>>>
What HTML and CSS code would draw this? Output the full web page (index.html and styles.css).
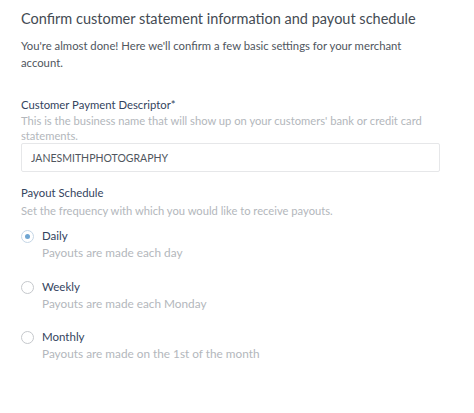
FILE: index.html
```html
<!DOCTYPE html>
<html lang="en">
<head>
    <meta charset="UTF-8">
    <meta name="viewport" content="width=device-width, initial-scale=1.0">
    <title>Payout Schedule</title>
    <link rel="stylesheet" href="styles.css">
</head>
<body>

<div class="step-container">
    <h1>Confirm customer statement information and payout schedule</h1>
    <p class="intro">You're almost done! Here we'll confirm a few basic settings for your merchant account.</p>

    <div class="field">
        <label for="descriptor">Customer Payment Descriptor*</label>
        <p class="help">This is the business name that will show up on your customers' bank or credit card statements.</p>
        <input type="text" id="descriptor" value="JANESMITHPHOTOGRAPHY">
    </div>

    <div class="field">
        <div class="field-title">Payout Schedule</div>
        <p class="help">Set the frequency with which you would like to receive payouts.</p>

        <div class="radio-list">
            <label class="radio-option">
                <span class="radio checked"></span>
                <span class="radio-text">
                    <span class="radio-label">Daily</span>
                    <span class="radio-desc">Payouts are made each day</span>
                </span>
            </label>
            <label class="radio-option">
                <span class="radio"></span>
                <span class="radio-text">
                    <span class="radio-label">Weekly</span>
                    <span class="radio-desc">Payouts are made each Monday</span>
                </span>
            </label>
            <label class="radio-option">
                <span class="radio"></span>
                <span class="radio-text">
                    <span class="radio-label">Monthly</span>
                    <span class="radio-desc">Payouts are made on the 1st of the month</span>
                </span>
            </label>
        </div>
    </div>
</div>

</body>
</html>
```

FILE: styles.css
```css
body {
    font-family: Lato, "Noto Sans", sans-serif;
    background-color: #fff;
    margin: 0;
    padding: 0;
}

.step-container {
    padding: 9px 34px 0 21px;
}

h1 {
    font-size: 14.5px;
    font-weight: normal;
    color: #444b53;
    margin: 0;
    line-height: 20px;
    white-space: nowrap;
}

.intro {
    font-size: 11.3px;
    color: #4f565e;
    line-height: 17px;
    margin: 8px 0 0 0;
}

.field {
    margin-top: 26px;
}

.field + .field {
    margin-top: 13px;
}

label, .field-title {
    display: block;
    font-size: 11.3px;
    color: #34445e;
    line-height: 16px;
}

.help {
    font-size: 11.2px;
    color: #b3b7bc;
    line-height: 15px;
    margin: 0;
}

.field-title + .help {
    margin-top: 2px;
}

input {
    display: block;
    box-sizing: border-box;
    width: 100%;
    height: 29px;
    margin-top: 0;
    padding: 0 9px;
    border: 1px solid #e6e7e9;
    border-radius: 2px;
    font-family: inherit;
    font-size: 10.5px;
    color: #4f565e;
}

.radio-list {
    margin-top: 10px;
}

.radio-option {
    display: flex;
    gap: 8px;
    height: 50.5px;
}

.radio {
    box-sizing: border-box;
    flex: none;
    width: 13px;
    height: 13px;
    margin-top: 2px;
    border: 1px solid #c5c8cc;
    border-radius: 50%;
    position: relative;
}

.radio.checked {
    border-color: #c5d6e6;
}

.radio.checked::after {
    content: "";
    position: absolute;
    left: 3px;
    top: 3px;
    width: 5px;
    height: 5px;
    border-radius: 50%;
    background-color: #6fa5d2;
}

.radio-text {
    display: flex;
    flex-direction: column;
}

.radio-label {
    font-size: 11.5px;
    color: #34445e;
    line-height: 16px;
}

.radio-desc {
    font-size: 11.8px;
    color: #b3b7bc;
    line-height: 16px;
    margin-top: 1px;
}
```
<<<
## PROBLEM DETAILS
Using the material above, return every line exactly as it appears, minus the pictures.

## COMPLETE ANSWER
What HTML and CSS code would draw this? Output the full web page (index.html and styles.css).
FILE: index.html
```html
<!DOCTYPE html>
<html lang="en">
<head>
    <meta charset="UTF-8">
    <meta name="viewport" content="width=device-width, initial-scale=1.0">
    <title>Payout Schedule</title>
    <link rel="stylesheet" href="styles.css">
</head>
<body>

<div class="step-container">
    <h1>Confirm customer statement information and payout schedule</h1>
    <p class="intro">You're almost done! Here we'll confirm a few basic settings for your merchant account.</p>

    <div class="field">
        <label for="descriptor">Customer Payment Descriptor*</label>
        <p class="help">This is the business name that will show up on your customers' bank or credit card statements.</p>
        <input type="text" id="descriptor" value="JANESMITHPHOTOGRAPHY">
    </div>

    <div class="field">
        <div class="field-title">Payout Schedule</div>
        <p class="help">Set the frequency with which you would like to receive payouts.</p>

        <div class="radio-list">
            <label class="radio-option">
                <span class="radio checked"></span>
                <span class="radio-text">
                    <span class="radio-label">Daily</span>
                    <span class="radio-desc">Payouts are made each day</span>
                </span>
            </label>
            <label class="radio-option">
                <span class="radio"></span>
                <span class="radio-text">
                    <span class="radio-label">Weekly</span>
                    <span class="radio-desc">Payouts are made each Monday</span>
                </span>
            </label>
            <label class="radio-option">
                <span class="radio"></span>
                <span class="radio-text">
                    <span class="radio-label">Monthly</span>
                    <span class="radio-desc">Payouts are made on the 1st of the month</span>
                </span>
            </label>
        </div>
    </div>
</div>

</body>
</html>
```

FILE: styles.css
```css
body {
    font-family: Lato, "Noto Sans", sans-serif;
    background-color: #fff;
    margin: 0;
    padding: 0;
}

.step-container {
    padding: 9px 34px 0 21px;
}

h1 {
    font-size: 14.5px;
    font-weight: normal;
    color: #444b53;
    margin: 0;
    line-height: 20px;
    white-space: nowrap;
}

.intro {
    font-size: 11.3px;
    color: #4f565e;
    line-height: 17px;
    margin: 8px 0 0 0;
}

.field {
    margin-top: 26px;
}

.field + .field {
    margin-top: 13px;
}

label, .field-title {
    display: block;
    font-size: 11.3px;
    color: #34445e;
    line-height: 16px;
}

.help {
    font-size: 11.2px;
    color: #b3b7bc;
    line-height: 15px;
    margin: 0;
}

.field-title + .help {
    margin-top: 2px;
}

input {
    display: block;
    box-sizing: border-box;
    width: 100%;
    height: 29px;
    margin-top: 0;
    padding: 0 9px;
    border: 1px solid #e6e7e9;
    border-radius: 2px;
    font-family: inherit;
    font-size: 10.5px;
    color: #4f565e;
}

.radio-list {
    margin-top: 10px;
}

.radio-option {
    display: flex;
    gap: 8px;
    height: 50.5px;
}

.radio {
    box-sizing: border-box;
    flex: none;
    width: 13px;
    height: 13px;
    margin-top: 2px;
    border: 1px solid #c5c8cc;
    border-radius: 50%;
    position: relative;
}

.radio.checked {
    border-color: #c5d6e6;
}

.radio.checked::after {
    content: "";
    position: absolute;
    left: 3px;
    top: 3px;
    width: 5px;
    height: 5px;
    border-radius: 50%;
    background-color: #6fa5d2;
}

.radio-text {
    display: flex;
    flex-direction: column;
}

.radio-label {
    font-size: 11.5px;
    color: #34445e;
    line-height: 16px;
}

.radio-desc {
    font-size: 11.8px;
    color: #b3b7bc;
    line-height: 16px;
    margin-top: 1px;
}
```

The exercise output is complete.